I was really pissed. At myself, but also at the situation – bullshit rules and I don’t get along well. I knew better than to even leave the house to go resolve the issue until I’d had a chance to go through a whole cycle of losing and recovering my sanity and ability to self-regulate. I took my next stimulant dosage. I ate breakfast (I get very low blood sugar). Finally, when I was feeling pretty even-keeled, if drained, I went and took that month’s worth of grocery money (we’ll just have to figure out that problem when we run out of food…I’m only partially joking…maybe we’ll just let them repossess the car instead…) – and went to the police station. I was polite. I paid the tickets, plus the fines. I was polite, even though the lady behind the counter is our town’s most notoriously nasty parking agent. I didn’t even lose it when the lady behind me in line exclaimed “HOW MUCH did they just make you pay? Well that’s just crazy, I can’t believe that, how awful…” blahblahblah…I started to respond and then just left.
Went to the store because it’s a superstition in my family that when your money situation is really shitty you should buy something. Long story for another time. So I did buy my husband a $6 bottle of wine to celebrate a very cool honor he’d received yesterday, and that he deserved a gift for. When you’re broke, that $6 isn’t going to make or break whether or not you make the car payment anyway. And people with no money still deserve a pat on the back. Then I went home.
Then I got up this morning, and remembered that I needed to move my car (yes, I parked there again, I don’t want to hear about it). I put on my snow boots. My coat. Grabbed keys. Went to and opened the car. Took out the long-handled brush to brush the snow off of the car…and the business owner across the street, whose 2 hr parking zone I was in, pulled up and smiled and waved at me.
And I lost it. I beat the shit out of my own car with the long handled brush AND likely made her think I was completely insane, all at once.
And it’s the second brush I’ve broken, though the first one had nothing to do with a fit of rage.
I wasn’t pissed at her, though I think he 2-hr parking zone is complete shit. I wasn’t pissed at the city…their rules are stupid, but they’re not the idiot that got all the tickets by being forgetful. I’m not even sure if I was pissed at myself, though I really feel like I did something stupid. I think it was just that the whole situation was really stressful.

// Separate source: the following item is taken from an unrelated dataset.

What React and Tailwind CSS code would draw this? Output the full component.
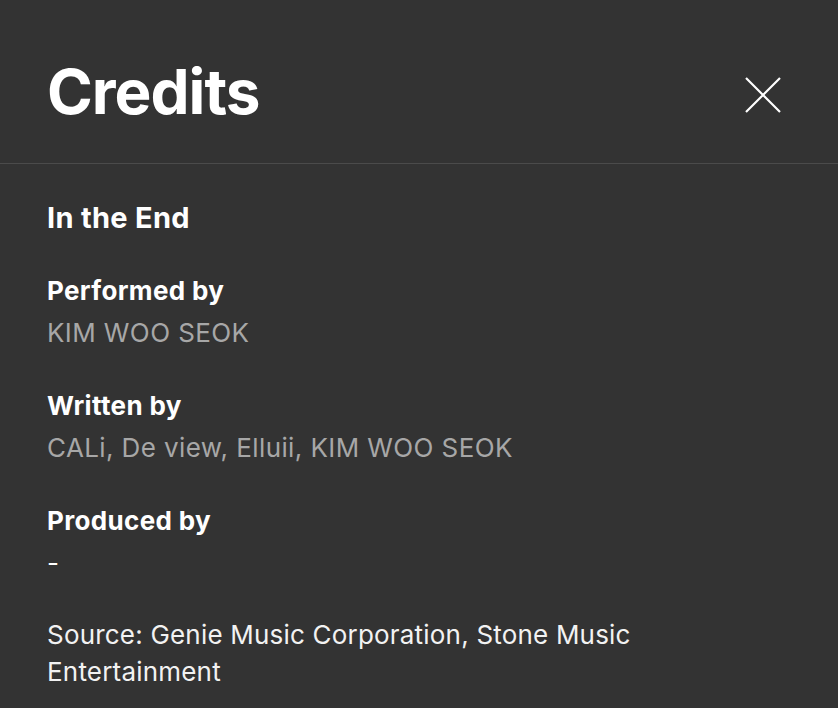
export default function App() {
  const sections = [
    { label: "Performed by", value: "KIM WOO SEOK", muted: true },
    { label: "Written by", value: "CALi, De view, Elluii, KIM WOO SEOK", muted: true },
    { label: "Produced by", value: "-", muted: false },
  ];

  return (
    <div className="h-[708px] w-[838px] overflow-hidden bg-[#333333] font-['Inter',sans-serif] text-white">
      <div className="flex h-[164px] items-center justify-between border-b border-[#4b4b4b] px-[47px] pt-[20px]">
        <h1 className="text-[62px] font-bold leading-none tracking-[-1px]">Credits</h1>
        <button className="mr-[10px] mt-[6px] flex h-[36px] w-[36px] items-center justify-center">
          <svg width="36" height="36" viewBox="0 0 36 36" fill="none">
            <path d="M1 1 L35 35 M35 1 L1 35" stroke="white" strokeWidth="2.2" />
          </svg>
        </button>
      </div>

      <div className="px-[47px] pt-[33px]">
        <h2 className="text-[29px] font-bold leading-[42px] tracking-[0.3px]">In the End</h2>

        {sections.map((s, i) => (
          <div key={i} className="mt-[31px]">
            <div className="text-[26px] font-bold leading-[42px] tracking-[0.35px]">{s.label}</div>
            <div
              className={
                s.muted
                  ? "text-[26px] leading-[42px] tracking-[0.4px] text-[#a7a7a7]"
                  : "text-[26px] leading-[42px] text-white"
              }
            >
              {s.value}
            </div>
          </div>
        ))}

        <p className="mt-[32px] max-w-[640px] text-[26px] leading-[37px] tracking-[0.2px] text-[#f2f2f2]">
          Source: Genie Music Corporation, Stone Music Entertainment
        </p>
      </div>
    </div>
  );
}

Next time I rustle up a spare $6 I’ll grab myself a new long-handled brush. Until then I guess I’ll be using a broom and a credit card to clean off the car.

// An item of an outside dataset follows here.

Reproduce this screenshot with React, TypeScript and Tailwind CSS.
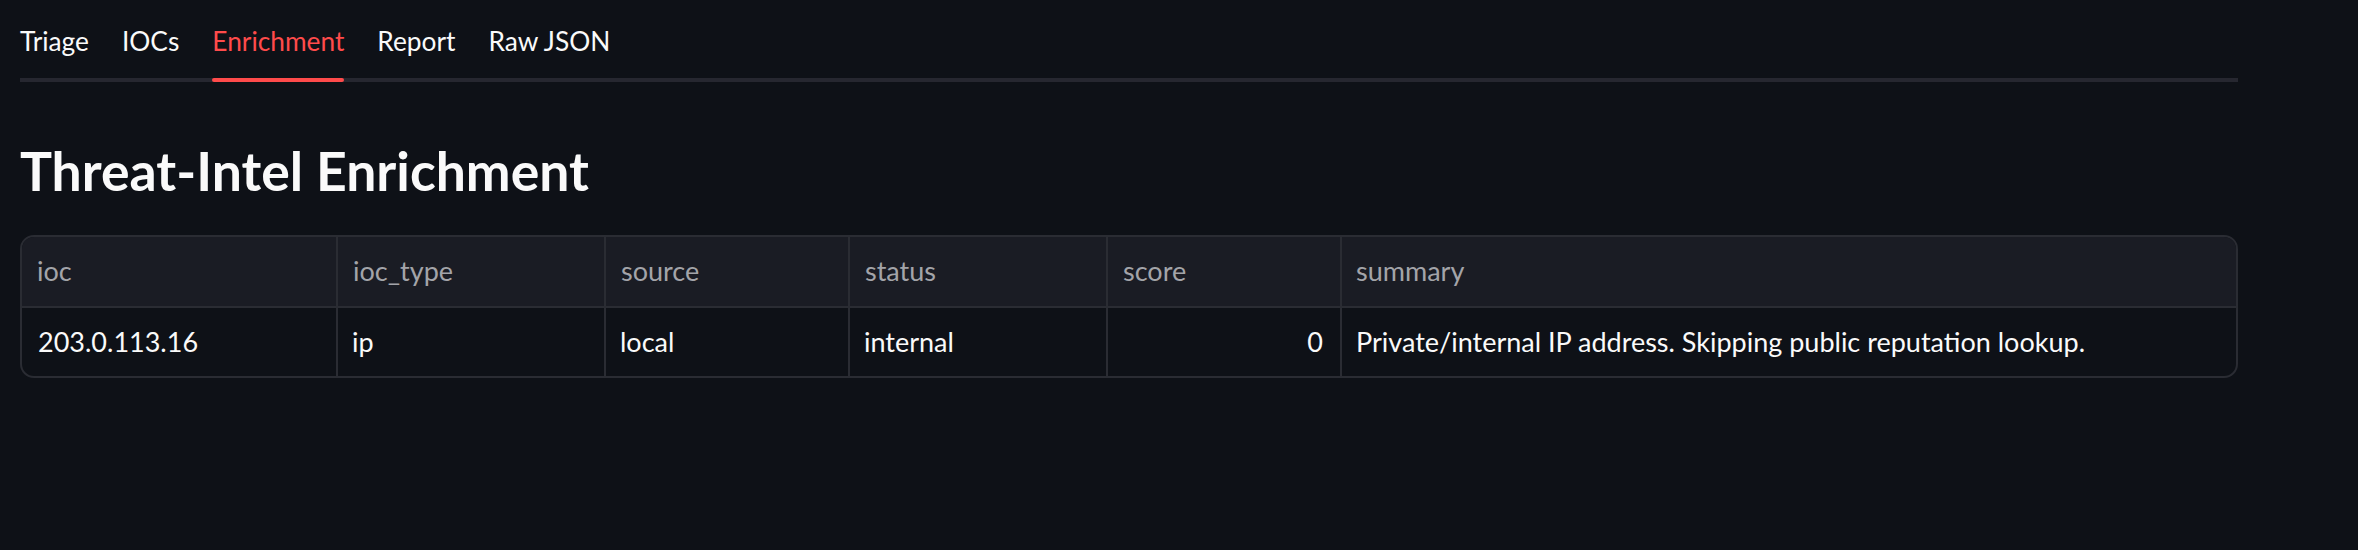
export default function App() {
  const tabs = ["Triage", "IOCs", "Enrichment", "Report", "Raw JSON"];
  const cols = ["ioc", "ioc_type", "source", "status", "score", "summary"];
  return (
    <div className="min-h-[550px] w-full bg-[#0e1117] font-['Lato',sans-serif] text-[#fafafa]">
      <div className="ml-[20px] w-[2218px]">
        <div className="flex gap-[33px] border-b-4 border-[#262730]">
          {tabs.map((t) => (
            <div
              key={t}
              className={
                t === "Enrichment"
                  ? "relative flex h-[78px] items-center pt-[5px] text-[26.3px] leading-[1.2] text-[#ff4b4b]"
                  : "relative flex h-[78px] items-center pt-[5px] text-[26.3px] leading-[1.2] text-[#fafafa]"
              }
            >
              {t}
              {t === "Enrichment" && (
                <span className="absolute -bottom-[4px] left-0 right-0 h-[4px] rounded-full bg-[#ff4b4b]" />
              )}
            </div>
          ))}
        </div>

        <h2 className="mt-[56px] text-[53.5px] font-bold leading-[1.2] text-[#fafafa]">
          Threat-Intel Enrichment
        </h2>

        <div className="mt-[33px] overflow-hidden rounded-[14px] border-2 border-[#2a2c33]">
          <div className="grid h-[71px] grid-cols-[316px_268px_244px_258px_234px_1fr] border-b-2 border-[#2a2c33] bg-[#1a1c24]">
            {cols.map((c, i) => (
              <div
                key={c}
                className={
                  i < cols.length - 1
                    ? "flex items-center border-r-2 border-[#2a2c33] pl-[15px] text-[27px] text-[#a3a4a9]"
                    : "flex items-center pl-[14px] text-[27px] text-[#a3a4a9]"
                }
              >
                {c}
              </div>
            ))}
          </div>
          <div className="grid h-[68px] grid-cols-[316px_268px_244px_258px_234px_1fr] text-[27px] text-[#fafafa]">
            <div className="flex items-center border-r-2 border-[#2a2c33] pl-[16px]">203.0.113.16</div>
            <div className="flex items-center border-r-2 border-[#2a2c33] pl-[14px]">ip</div>
            <div className="flex items-center border-r-2 border-[#2a2c33] pl-[14px]">local</div>
            <div className="flex items-center border-r-2 border-[#2a2c33] pl-[14px]">internal</div>
            <div className="flex items-center justify-end border-r-2 border-[#2a2c33] pr-[17px]">0</div>
            <div className="flex items-center pl-[14px]">
              Private/internal IP address. Skipping public reputation lookup.
            </div>
          </div>
        </div>
      </div>
    </div>
  );
}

In all of this, though I’m sitting here feeling ridiculous about it, there were some good things that happened. I acknowledged my responsibility. I respected my own limits and waited until I was in a better headspace to address the situation. I made sure I took my meds and ate something. I remedied the situation with regard for respecting others. I made damn sure I moved my car this morning when I needed to (not sure what my plan with that will be, long-term, but I’ll come up with something). The next time I see that neighbor, I’ll make sure to be polite and engage her in a way that’s not over the top, and maybe even apologize. Would you believe she’s also: A therapist. (I know, as if this whole thing wasn’t embarrassing enough.)
Overall I’m giving myself a B – grade this time. The really important basics of coping through the situation, I handled well. I need to not create the situation again in the first place. And I need to follow through all the way to the end on the tempering of my ridiculous reaction (couldn’t I have just turned and gone into the house and punched a couch pillow, for Heaven’s sake).